Material for this exercise >>
==================================================

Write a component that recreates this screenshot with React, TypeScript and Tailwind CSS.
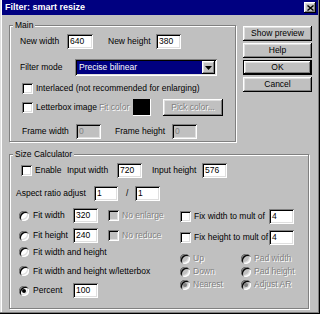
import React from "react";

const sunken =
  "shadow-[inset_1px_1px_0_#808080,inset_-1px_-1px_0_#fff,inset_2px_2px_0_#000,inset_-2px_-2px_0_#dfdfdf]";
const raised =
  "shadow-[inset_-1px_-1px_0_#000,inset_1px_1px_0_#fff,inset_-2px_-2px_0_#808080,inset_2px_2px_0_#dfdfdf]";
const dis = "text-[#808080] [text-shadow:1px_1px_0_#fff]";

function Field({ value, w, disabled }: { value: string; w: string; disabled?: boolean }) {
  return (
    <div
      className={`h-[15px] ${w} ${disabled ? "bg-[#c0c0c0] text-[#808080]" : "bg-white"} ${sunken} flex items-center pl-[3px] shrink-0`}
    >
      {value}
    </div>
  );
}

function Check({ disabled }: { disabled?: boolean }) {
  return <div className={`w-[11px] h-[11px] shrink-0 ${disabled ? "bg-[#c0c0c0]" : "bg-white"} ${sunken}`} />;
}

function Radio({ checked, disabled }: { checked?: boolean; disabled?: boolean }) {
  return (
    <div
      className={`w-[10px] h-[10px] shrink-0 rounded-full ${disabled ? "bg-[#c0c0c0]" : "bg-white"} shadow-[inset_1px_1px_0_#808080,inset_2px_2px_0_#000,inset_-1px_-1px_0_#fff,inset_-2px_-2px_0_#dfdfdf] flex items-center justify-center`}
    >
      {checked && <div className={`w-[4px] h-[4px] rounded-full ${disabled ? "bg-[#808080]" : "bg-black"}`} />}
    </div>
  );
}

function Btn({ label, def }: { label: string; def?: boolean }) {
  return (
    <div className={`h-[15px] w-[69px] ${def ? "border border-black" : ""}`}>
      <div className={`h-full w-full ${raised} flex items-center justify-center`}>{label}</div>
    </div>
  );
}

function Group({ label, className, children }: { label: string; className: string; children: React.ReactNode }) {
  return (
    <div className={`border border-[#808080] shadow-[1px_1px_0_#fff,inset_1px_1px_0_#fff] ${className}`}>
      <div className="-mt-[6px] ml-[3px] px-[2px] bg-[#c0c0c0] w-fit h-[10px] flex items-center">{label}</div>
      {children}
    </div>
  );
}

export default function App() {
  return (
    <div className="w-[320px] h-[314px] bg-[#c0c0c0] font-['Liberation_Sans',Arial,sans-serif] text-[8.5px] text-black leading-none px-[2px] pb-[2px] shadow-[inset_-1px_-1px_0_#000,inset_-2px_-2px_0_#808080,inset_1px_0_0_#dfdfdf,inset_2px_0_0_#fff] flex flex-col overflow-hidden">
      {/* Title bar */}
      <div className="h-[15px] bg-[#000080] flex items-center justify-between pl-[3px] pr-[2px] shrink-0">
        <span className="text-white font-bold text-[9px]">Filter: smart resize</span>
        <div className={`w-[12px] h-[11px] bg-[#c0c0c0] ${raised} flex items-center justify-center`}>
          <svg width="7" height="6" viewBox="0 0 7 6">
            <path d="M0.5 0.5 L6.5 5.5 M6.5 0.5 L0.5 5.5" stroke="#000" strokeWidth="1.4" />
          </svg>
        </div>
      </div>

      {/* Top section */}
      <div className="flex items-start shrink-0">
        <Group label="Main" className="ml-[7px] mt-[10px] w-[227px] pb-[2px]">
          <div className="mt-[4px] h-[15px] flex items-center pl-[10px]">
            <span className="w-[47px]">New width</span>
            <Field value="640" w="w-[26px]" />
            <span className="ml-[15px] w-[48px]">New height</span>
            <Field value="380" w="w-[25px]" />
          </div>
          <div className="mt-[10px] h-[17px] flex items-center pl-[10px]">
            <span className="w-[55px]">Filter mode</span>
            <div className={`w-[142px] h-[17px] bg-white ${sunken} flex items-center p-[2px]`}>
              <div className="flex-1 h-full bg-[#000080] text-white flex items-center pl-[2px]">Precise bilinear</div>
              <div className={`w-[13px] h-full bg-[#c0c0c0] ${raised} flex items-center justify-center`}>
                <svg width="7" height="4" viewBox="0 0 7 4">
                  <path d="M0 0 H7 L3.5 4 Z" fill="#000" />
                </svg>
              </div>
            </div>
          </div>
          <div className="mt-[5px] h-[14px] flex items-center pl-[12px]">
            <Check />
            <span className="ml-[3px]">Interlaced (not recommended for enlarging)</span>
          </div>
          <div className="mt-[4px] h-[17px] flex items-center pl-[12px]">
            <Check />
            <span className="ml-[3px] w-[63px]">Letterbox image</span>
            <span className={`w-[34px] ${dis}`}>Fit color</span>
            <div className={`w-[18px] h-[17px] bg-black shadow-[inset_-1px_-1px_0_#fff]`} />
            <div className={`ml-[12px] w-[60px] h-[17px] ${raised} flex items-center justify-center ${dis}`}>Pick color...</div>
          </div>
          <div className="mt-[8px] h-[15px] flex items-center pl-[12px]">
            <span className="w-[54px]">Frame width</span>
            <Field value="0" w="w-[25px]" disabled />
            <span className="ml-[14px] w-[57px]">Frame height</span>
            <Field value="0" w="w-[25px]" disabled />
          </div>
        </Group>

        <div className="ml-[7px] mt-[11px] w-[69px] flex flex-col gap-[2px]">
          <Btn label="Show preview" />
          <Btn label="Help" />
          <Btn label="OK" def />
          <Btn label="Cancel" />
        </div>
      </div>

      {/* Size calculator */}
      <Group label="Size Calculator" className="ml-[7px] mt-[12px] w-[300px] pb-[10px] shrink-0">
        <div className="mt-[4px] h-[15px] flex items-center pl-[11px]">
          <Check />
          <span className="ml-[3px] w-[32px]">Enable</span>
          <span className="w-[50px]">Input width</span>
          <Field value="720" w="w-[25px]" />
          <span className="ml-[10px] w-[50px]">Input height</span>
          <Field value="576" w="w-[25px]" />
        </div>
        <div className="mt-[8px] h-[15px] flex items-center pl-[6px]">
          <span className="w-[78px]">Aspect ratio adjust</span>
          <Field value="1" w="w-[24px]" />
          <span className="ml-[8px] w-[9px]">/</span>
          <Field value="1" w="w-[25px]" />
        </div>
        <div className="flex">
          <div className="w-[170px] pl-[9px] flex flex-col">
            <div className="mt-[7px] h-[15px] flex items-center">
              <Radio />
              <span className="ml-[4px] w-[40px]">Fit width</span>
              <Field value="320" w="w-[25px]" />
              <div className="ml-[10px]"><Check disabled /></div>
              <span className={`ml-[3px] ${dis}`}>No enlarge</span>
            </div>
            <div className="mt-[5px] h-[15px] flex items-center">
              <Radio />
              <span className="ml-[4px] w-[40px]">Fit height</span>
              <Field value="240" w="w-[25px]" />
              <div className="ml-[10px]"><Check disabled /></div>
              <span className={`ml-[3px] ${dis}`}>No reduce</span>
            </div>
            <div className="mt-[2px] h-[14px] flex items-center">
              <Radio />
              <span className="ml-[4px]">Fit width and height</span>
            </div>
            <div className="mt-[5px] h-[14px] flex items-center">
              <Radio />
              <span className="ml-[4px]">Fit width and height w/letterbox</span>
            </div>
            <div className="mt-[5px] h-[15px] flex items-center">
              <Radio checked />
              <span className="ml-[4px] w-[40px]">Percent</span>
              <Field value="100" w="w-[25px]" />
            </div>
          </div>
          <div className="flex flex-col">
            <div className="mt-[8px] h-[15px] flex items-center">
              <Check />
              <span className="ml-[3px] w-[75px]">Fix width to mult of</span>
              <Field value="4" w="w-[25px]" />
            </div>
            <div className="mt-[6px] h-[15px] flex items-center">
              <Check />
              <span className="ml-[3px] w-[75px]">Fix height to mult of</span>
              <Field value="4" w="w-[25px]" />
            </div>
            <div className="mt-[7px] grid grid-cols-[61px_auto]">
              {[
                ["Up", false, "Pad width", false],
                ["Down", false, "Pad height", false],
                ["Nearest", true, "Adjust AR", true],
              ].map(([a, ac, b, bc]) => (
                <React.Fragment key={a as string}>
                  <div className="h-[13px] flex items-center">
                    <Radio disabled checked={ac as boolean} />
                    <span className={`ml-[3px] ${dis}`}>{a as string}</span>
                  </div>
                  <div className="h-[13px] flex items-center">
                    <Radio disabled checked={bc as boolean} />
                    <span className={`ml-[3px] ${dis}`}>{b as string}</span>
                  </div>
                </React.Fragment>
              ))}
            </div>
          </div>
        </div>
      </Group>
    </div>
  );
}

==================================================

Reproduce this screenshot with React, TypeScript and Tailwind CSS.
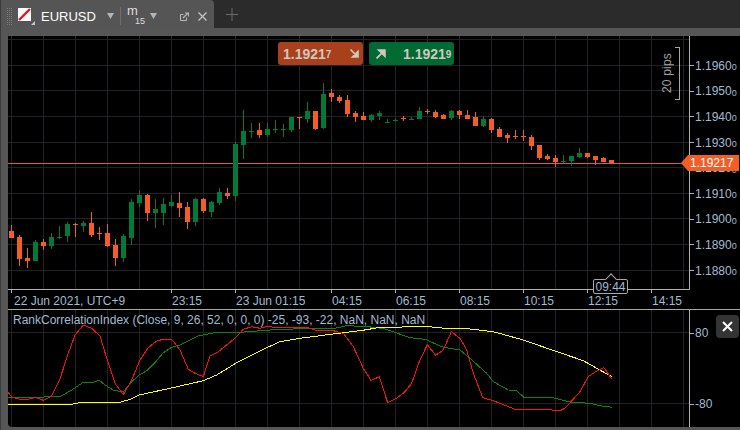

==================================================

Required task >> Copy exactly the stretch of lines from the one containing "Write a component" through the one containing "import React from", both included. Leave out any pictures.

Final result >>
Write a component that recreates this screenshot with React, TypeScript and Tailwind CSS.
import React from "react";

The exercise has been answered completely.